Exercise instructions: Check every line below for the word "down" and copy each one that has it.

Source data:

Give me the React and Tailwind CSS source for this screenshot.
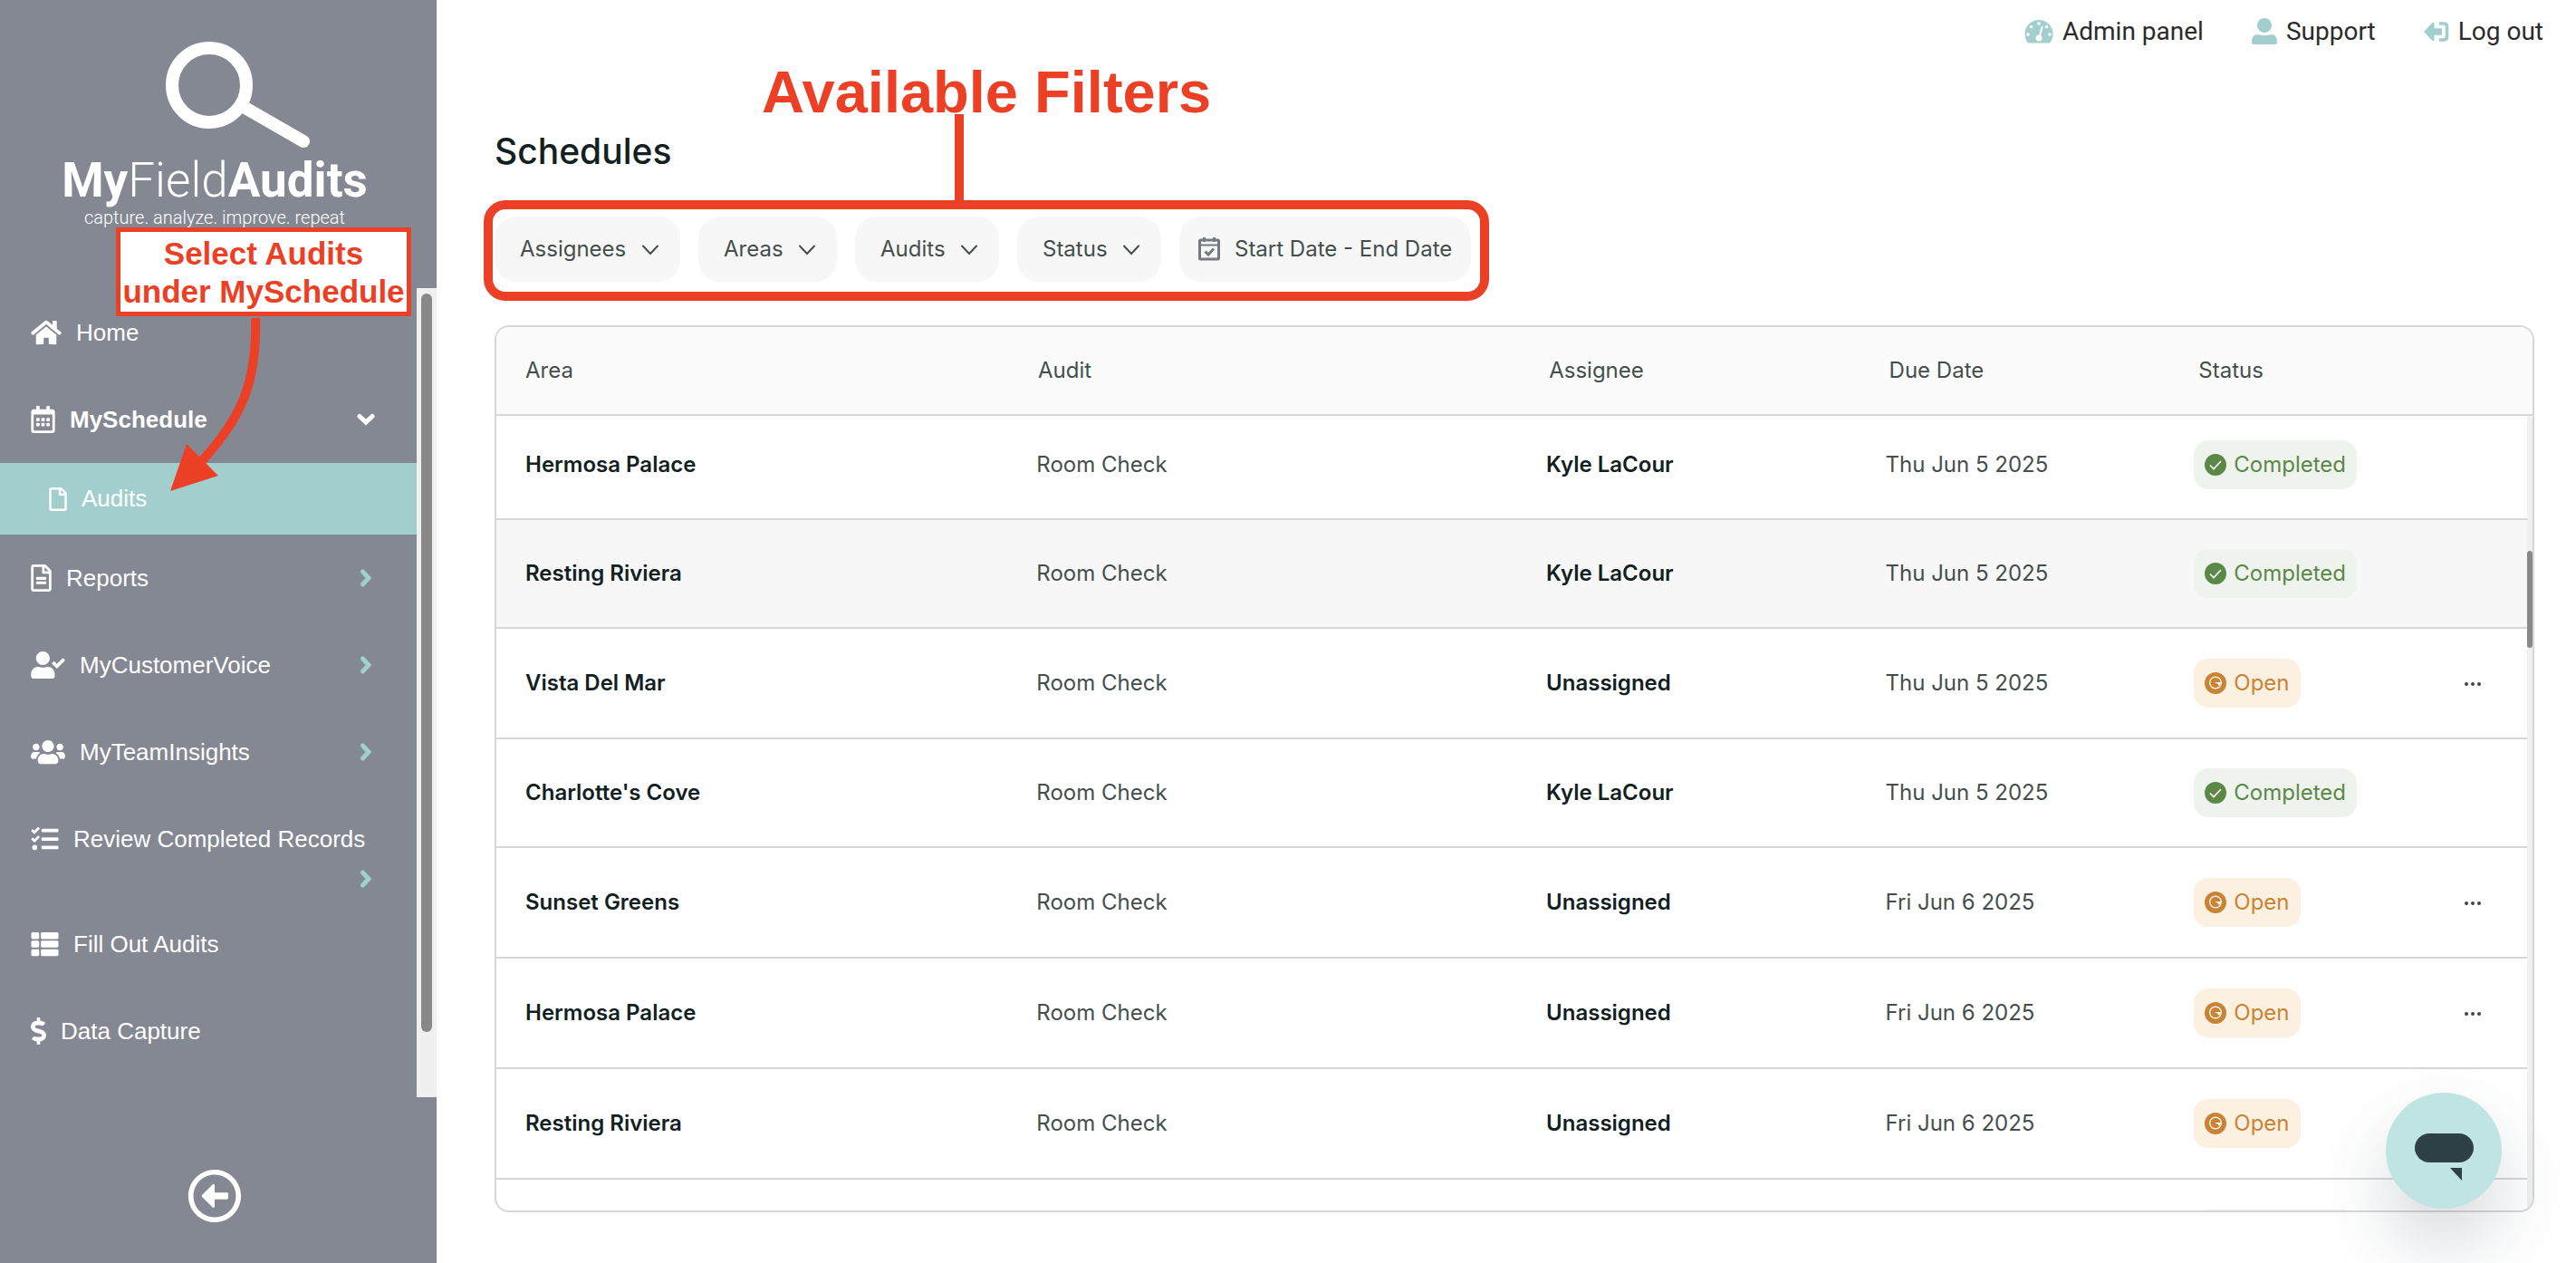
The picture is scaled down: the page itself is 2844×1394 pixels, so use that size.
import React, { useState } from "react";
import {
  FaHome,
  FaRegCalendarAlt,
  FaRegFile,
  FaRegFileAlt,
  FaUserCheck,
  FaUsers,
  FaTasks,
  FaThList,
  FaDollarSign,
  FaRegArrowAltCircleLeft,
} from "react-icons/fa";

const filters = ["Assignees", "Areas", "Audits", "Status"];

const columns = ["Area", "Audit", "Assignee", "Due Date", "Status"];

const schedules = [
  { area: "Hermosa Palace", assignee: "Kyle LaCour", due: "Thu Jun 5 2025", status: "Completed" },
  { area: "Resting Riviera", assignee: "Kyle LaCour", due: "Thu Jun 5 2025", status: "Completed", active: true },
  { area: "Vista Del Mar", assignee: "Unassigned", due: "Thu Jun 5 2025", status: "Open" },
  { area: "Charlotte's Cove", assignee: "Kyle LaCour", due: "Thu Jun 5 2025", status: "Completed" },
  { area: "Sunset Greens", assignee: "Unassigned", due: "Fri Jun 6 2025", status: "Open" },
  { area: "Hermosa Palace", assignee: "Unassigned", due: "Fri Jun 6 2025", status: "Open" },
  { area: "Resting Riviera", assignee: "Unassigned", due: "Fri Jun 6 2025", status: "Open" },
];

function Logo() {
  return (
    <div className="flex h-[318px] shrink-0 flex-col items-center pt-[46px] pr-2 text-white">
      <svg viewBox="0 0 160 118" className="ml-[52px] h-[118px] w-[160px]" fill="none" stroke="currentColor" strokeWidth="14">
        <circle cx="48" cy="48" r="41" />
        <path d="M86 72 L152 110" strokeLinecap="round" />
      </svg>
      <div className="mt-[5px] font-['Roboto'] text-[53px] leading-[60px]">
        <span className="font-bold">My</span>
        <span className="font-light">Field</span>
        <span className="font-bold">Audits</span>
      </div>
      <div className="font-['Roboto'] text-[20px] leading-[22px] font-light">
        capture. analyze. improve. repeat
      </div>
    </div>
  );
}

function Chevron({ down }) {
  return (
    <svg
      viewBox="0 0 20 20"
      className={`ml-auto size-5 shrink-0 ${down ? "" : "text-[#a2cfce]"}`}
      fill="none"
      stroke="currentColor"
      strokeWidth="5"
      strokeLinecap="round"
    >
      <path d={down ? "M3 6.500 L10 13 L17 6.500" : "M6.500 3 L13 10 L6.500 17"} />
    </svg>
  );
}

function NavItem({ icon: Icon, size, label, arrow, bold }) {
  return (
    <a href="#" className="flex items-center py-[26px] pr-[46px] pl-[34px] leading-11">
      <Icon className={`mr-4 h-[30px] shrink-0 ${size}`} />
      <span className={bold ? "font-bold" : ""}>{label}</span>
      {arrow && <Chevron down={arrow === "down"} />}
    </a>
  );
}

function Sidebar() {
  return (
    <aside className="flex w-[482px] shrink-0 flex-col bg-[#848893]">
      <Logo />
      <div className="flex h-[893px] shrink-0">
        <nav className="flex-1 pt-px font-['Liberation_Sans'] text-[26px] text-white">
          <NavItem icon={FaHome} size="w-[34px]" label="Home" />
          <NavItem icon={FaRegCalendarAlt} size="w-[27px]" label="MySchedule" arrow="down" bold />
          <a href="#" className="flex h-[79px] items-center bg-[#a2cfce] pl-[54px]">
            <FaRegFile className="mr-4 h-[26px] w-5" />
            Audits
          </a>
          <NavItem icon={FaRegFileAlt} size="w-[23px]" label="Reports" arrow="right" />
          <NavItem icon={FaUserCheck} size="w-[38px]" label="MyCustomerVoice" arrow="right" />
          <NavItem icon={FaUsers} size="w-[38px]" label="MyTeamInsights" arrow="right" />
          {/* label is too long for the arrow, so the arrow drops below it */}
          <a href="#" className="block py-[26px] pr-[46px] pl-[34px] leading-11">
            <span className="flex items-center">
              <FaTasks className="mr-4 h-[30px] w-[31px] shrink-0" />
              <span className="whitespace-nowrap">Review Completed Records</span>
            </span>
            <span className="-mb-6 flex h-11 items-center">
              <Chevron />
            </span>
          </a>
          <NavItem icon={FaThList} size="w-[31px]" label="Fill Out Audits" />
          <NavItem icon={FaDollarSign} size="w-[17px]" label="Data Capture" />
        </nav>
        <div className="flex w-[22px] justify-center bg-[#f0f0f1] py-1.5">
          <div className="h-[815px] w-3 rounded-full bg-[#888888]" />
        </div>
      </div>
      <div className="flex flex-1 items-center justify-center pt-[34px] pr-2">
        <button aria-label="Collapse menu" className="text-white">
          <FaRegArrowAltCircleLeft className="size-[60px]" />
        </button>
      </div>
    </aside>
  );
}

function TopLinks() {
  return (
    <div className="flex h-[70px] shrink-0 items-center justify-end gap-[53px] pr-[36px] font-['Roboto'] text-[28px] text-[#2b2b2b]">
      <a href="#" className="flex items-center gap-2.5">
        <svg viewBox="0 0 32 26" className="h-[26px] w-8 fill-[#a2cfce]">
          <path d="M4 25.500 Q0.500 21 0.500 15.500 A15.500 15.500 0 0 1 31.500 15.500 Q31.500 21 28 25.500 Z" />
          <g fill="white">
            <circle cx="4" cy="16" r="1.800" />
            <circle cx="7.500" cy="7.500" r="1.800" />
            <circle cx="16" cy="4" r="1.800" />
            <circle cx="24.500" cy="7.500" r="1.800" />
            <circle cx="28" cy="16" r="1.800" />
            <circle cx="16" cy="20" r="3.500" />
          </g>
          <path d="M16.500 19 L19.500 8" stroke="white" strokeWidth="2.200" strokeLinecap="round" />
        </svg>
        Admin panel
      </a>
      <a href="#" className="flex items-center gap-2.5">
        <svg viewBox="0 0 28 30" className="h-[30px] w-7 fill-[#a2cfce]">
          <circle cx="14" cy="8" r="8" />
          <path d="M7 18 C11 19.500 17 19.500 21 18 C26 18 28 21.500 28 26 Q28 29 25.500 29 H2.500 Q0 29 0 26 C0 21.500 2 18 7 18 Z" />
        </svg>
        Support
      </a>
      <a href="#" className="flex items-center gap-2.5">
        <svg viewBox="0 0 28 22" className="h-[22px] w-7 fill-[#a2cfce]">
          <path d="M0 11 L9.500 1 Q11.500 0 11.500 2 V7.300 H20 V14.700 H11.500 V20 Q11.500 22 9.500 21 Z" />
          <path d="M17 2 H22 Q25.500 2 25.500 5.500 V16.500 Q25.500 20 22 20 H17" fill="none" stroke="#a2cfce" strokeWidth="3.600" />
        </svg>
        Log out
      </a>
    </div>
  );
}

function Filters() {
  return (
    <div className="relative flex w-fit gap-5 text-2xl text-[#444f4c]">
      {filters.map((name) => (
        <div key={name} className="relative">
          <select aria-label={name} className="h-[72px] appearance-none rounded-3xl bg-[#f7f7f7] pr-[59px] pl-7">
            <option>{name}</option>
          </select>
          <svg viewBox="0 0 18 12" className="pointer-events-none absolute top-[31px] right-6 h-3 w-[18px]" fill="none" stroke="currentColor" strokeWidth="2">
            <path d="M1 1.500 L9 10 L17 1.500" strokeLinecap="round" />
          </svg>
        </div>
      ))}
      <button className="flex h-[72px] items-center gap-4 rounded-3xl bg-[#f7f7f7] px-[21px]">
        <svg viewBox="0 0 24 26" className="h-[26px] w-6" fill="none" stroke="#727b80" strokeWidth="3">
          <rect x="1.500" y="3" width="21" height="21" rx="1" />
          <path d="M1 8.500 H23" strokeWidth="2" />
          <path d="M6.500 0 V5 M17.500 0 V5" />
          <path d="M7.500 15.500 L11 19 L17 12.500" />
        </svg>
        Start Date - End Date
      </button>

      {/* red frame around the filters */}
      <div className="pointer-events-none absolute -top-[18px] -right-5 -bottom-[21px] -left-3 rounded-3xl border-10 border-[#eb4025]" />
    </div>
  );
}

function StatusPill({ status }) {
  if (status === "Completed") {
    return (
      <span className="flex h-[54px] w-fit items-center gap-2 rounded-2xl bg-[#eef3ee] px-3 text-[#5c8847]">
        <svg viewBox="0 0 24 24" className="size-6">
          <circle cx="12" cy="12" r="12" fill="currentColor" />
          <path d="M6 12.500 L10 16.500 L18 8" fill="none" stroke="white" strokeWidth="1.600" />
        </svg>
        Completed
      </span>
    );
  }
  return (
    <span className="flex h-[54px] w-fit items-center gap-2 rounded-2xl bg-[#fcf0e0] px-3 text-[#c98335]">
      <svg viewBox="0 0 24 24" className="size-6">
        <circle cx="12" cy="12" r="12" fill="currentColor" />
        <circle cx="12" cy="11.500" r="6.300" fill="none" stroke="white" strokeWidth="1.200" />
        <path d="M11 11 H18.500 L16 15 L14.500 12.800 Z" fill="white" />
      </svg>
      Open
    </span>
  );
}

function Cols() {
  return (
    <colgroup>
      <col className="w-[26.6%]" />
      <col className="w-[25.1%]" />
      <col className="w-[16.7%]" />
      <col className="w-[15.2%]" />
      <col className="w-[9%]" />
      <col />
    </colgroup>
  );
}

function ScheduleTable() {
  return (
    <div className="flex min-h-0 flex-1 flex-col overflow-hidden rounded-2xl border-2 border-[#d7d7d7] text-2xl text-[#444f4c]">
      <table className="w-full shrink-0 table-fixed border-b-2 border-[#d7d7d7] bg-[#fbfbfb] text-left">
        <Cols />
        <thead>
          <tr className="h-[97px]">
            {columns.map((col) => (
              <th key={col} className="p-0 font-normal first:pl-8">
                {col}
              </th>
            ))}
            <th />
          </tr>
        </thead>
      </table>
      <div className="flex min-h-0 flex-1">
        <div className="min-w-0 flex-1 overflow-hidden">
          <table className="-mt-1.5 w-full table-fixed border-collapse">
            <Cols />
            <tbody>
              {schedules.map((row, index) => (
                <tr
                  key={index}
                  className={`border-b-2 border-[#d7d7d7] ${row.status === "Open" ? "h-[122px]" : "h-[120px]"} ${
                    row.active ? "bg-[#f7f7f7]" : "bg-white"
                  }`}
                >
                  <td className="pl-8 font-semibold text-[#12211f]">{row.area}</td>
                  <td>Room Check</td>
                  <td className="font-semibold text-[#12211f]">{row.assignee}</td>
                  <td>{row.due}</td>
                  <td>
                    <StatusPill status={row.status} />
                  </td>
                  <td className="pr-12 text-right">
                    {row.status === "Open" && (
                      <button aria-label="Row actions" className="align-middle">
                        <svg viewBox="0 0 24 24" className="size-6 fill-[#3c4744]">
                          <circle cx="5" cy="12" r="2" />
                          <circle cx="12" cy="12" r="2" />
                          <circle cx="19" cy="12" r="2" />
                        </svg>
                      </button>
                    )}
                  </td>
                </tr>
              ))}
              <tr className="h-[120px]">
                <td colSpan={4} />
                <td>
                  <div className="h-[54px] w-[180px] rounded-2xl bg-[#eef3ee]" />
                </td>
                <td />
              </tr>
            </tbody>
          </table>
        </div>
        <div className="w-1.5 rounded-full bg-[#f0f0f0] pt-[149px]">
          <div className="h-[107px] rounded-full bg-[#888888]" />
        </div>
      </div>
    </div>
  );
}

export default function App() {
  const [chatOpen, setChatOpen] = useState(false);

  return (
    <div className="relative flex h-screen overflow-hidden bg-white font-['Inter']">
      <Sidebar />
      <main className="flex min-w-0 flex-1 flex-col">
        <TopLinks />
        <div className="flex min-h-0 flex-1 flex-col pr-[46px] pb-14 pl-16">
          <h1 className="mt-[73px] mb-12 text-[39px] leading-[48px] font-medium text-[#12211f]">Schedules</h1>
          <Filters />
          <div className="h-12 shrink-0" />
          <ScheduleTable />
        </div>
      </main>

      {/* notes drawn over the page */}
      <div className="pointer-events-none absolute top-[251px] left-32 w-[326px] border-[5px] border-[#eb4025] bg-white pt-[3px] pb-px text-center font-['Liberation_Sans'] text-[35px] leading-[42px] font-bold whitespace-nowrap text-[#eb4025]">
        Select Audits
        <br />
        under MySchedule
      </div>
      <svg viewBox="0 0 120 200" className="pointer-events-none absolute top-[350px] left-[180px] h-[200px] w-[120px]">
        <path d="M102 1 C104 70 88 110 42 160" fill="none" stroke="#eb4025" strokeWidth="10" />
        <path d="M8 192 L26 140 L61 175 Z" fill="#eb4025" />
      </svg>
      <div className="pointer-events-none absolute top-16 left-[841px] font-['Liberation_Sans'] text-[65px] leading-[76px] font-bold text-[#eb4025]">
        Available Filters
      </div>
      <div className="pointer-events-none absolute top-[126px] left-[1054px] h-24 w-2.5 bg-[#eb4025]" />

      <button
        aria-label="Open chat"
        onClick={() => setChatOpen(!chatOpen)}
        className="absolute right-[82px] bottom-[60px] flex size-32 items-center justify-center rounded-full bg-[#c0e4e1] shadow-[0_40px_80px_rgba(45,64,80,0.2)]"
      >
        <svg viewBox="0 0 128 128" className="size-32 fill-[#2d4044]">
          <rect x="32" y="45" width="65" height="32" rx="16" />
          <path d="M71 83 H84 V97 Z" />
        </svg>
      </button>
    </div>
  );
}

Task result:
The picture is scaled down: the page itself is 2844×1394 pixels, so use that size.
function Chevron({ down }) {
      className={`ml-auto size-5 shrink-0 ${down ? "" : "text-[#a2cfce]"}`}
      <path d={down ? "M3 6.500 L10 13 L17 6.500" : "M6.500 3 L13 10 L6.500 17"} />
      {arrow && <Chevron down={arrow === "down"} />}
          <NavItem icon={FaRegCalendarAlt} size="w-[27px]" label="MySchedule" arrow="down" bold />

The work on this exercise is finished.